For the over-plot I chose to have another bad guy of the same power level 
as Stone/Raven/Hellstromme/Grimme.  But since he wasn't a part of the 
published material, the players could take him down with disrupting the 
printed timeline.  But they still get that "title shot".

This guy's specialty was that of shadows, stealth and corruption through 
proxy.  You put Stone and him in the same room, and my villian was 
toast.  The trick was getting him into that room in the first place.  If 
Stone was hunting him then Stone would run into dead ends, and 
misdirections, and deadly traps, and more red herrings, and treachery and. 
. . until Stone found himself so wrapped up in the spider's webs that he 
couldn't move, entangled, trapped, and helpless.

This villain of mine has several plots brewing to cause chaos and fear, in 
fact he has thirteen of them, that he refers to as the 13 lost tribes.

Enter the heroes, who in typical hero sense stumble through and smash up 
one of the 13 plots.  Who then get a clue to the next plot, etc.  My 
players also got a pair of very valuable books - a rare copy of a bible and 
a rare misprint of the complete works of Shakespeare.  They also happened 
to be code books.  Agents of the 13 who knew about each other would write 
using a code based on verse or scripture, which, when looked up in one book 
would give a referent to the other book - which would come back with 
another phrase which would be the true meaning.
Okay - so it was a cheesy tactic to hand the players notes filled with 
weighty and ominous phrases.  It worked.  :)  It also helped tie the 
players to the hunt, as opposed to them just handing it off to the Agency, 
or Rangers.

The core of this was that, by using the right 13 sets of bad guys, you 
could string a whole bunch of campaigns together.  Imagine if just 6 of the 
13 were:  Baron LaCroix, the secret branch of the Masons, the Jefferson 
doppleganger, one of Dr. Gash's best students, the Royal Court, and the 
leaders of the California Independence movement.
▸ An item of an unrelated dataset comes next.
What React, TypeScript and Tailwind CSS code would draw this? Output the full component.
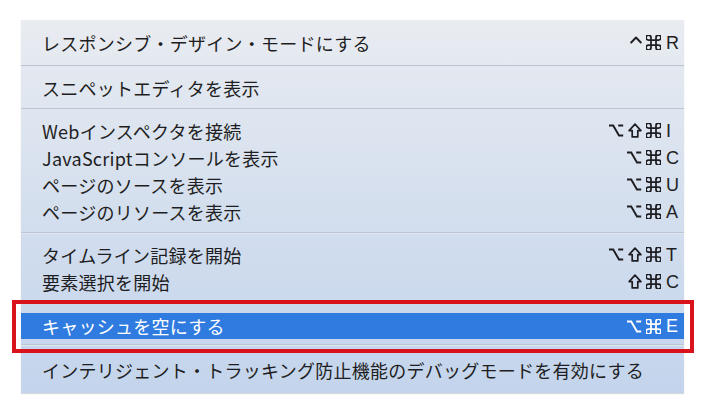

With just those five you have major campaigns over all areas of America, 
allowing you to run several pre-published adventures and have the party 
wander across several cool areas with side plots/adventures of their 
own.  It would be easy to work in PC Death Train in the middle of all this.

And, of course, there would be the extra adventures like when the party is 
led to believe that, oh, Black River is really a member of the 13, when 
they aren't.  Hijinks ensue.

Or when the Agency is sicced on the party, at the manipulation of one of 
the tribes.
etc. etc.

I don't think that a campaign like that would end anytime soon.

 >4. In addition to all of this, I am a little lost about this
 >Pinkerton/Agency switch over because I have a player who will be playing
 >a member of the Agency but I am really unsure when the switch actually
 >took place...I am think of changing a few things since we have only had
 >one game and have some of the strange changes of the switch over from
 >the Pinkertons to the Agency be one of the few things that happen...any
 >ideas on how to implement this...

Well.  When the Doomtown CCG was coming out, WotC was sent a Cease and 
Desist letter from the Pinkerton Detective Agency, telling WotC not to use 
their name in the game.  So WotC had to come up with the Agency.

In order to keep things the standardized (and possibly to avoid a possible 
C&D themselves) PEG wrote into the storyline how the Pinkertons were 
'fired' from their government job.  But what really happened is that there 
was a split  - the Pinkerton agency went on it's own way to be the private 
investigation agency of history, and the Agency was formed, made up of 
those Pinkerton agents who were already investigating event 070363 
phenomena.  This allowed the government to be in complete control of the 
paranormal investigation side of things.


-------------------
Allan Seyberth
darious@darious.com

How much better is it to weep at joy than to joy at weeping!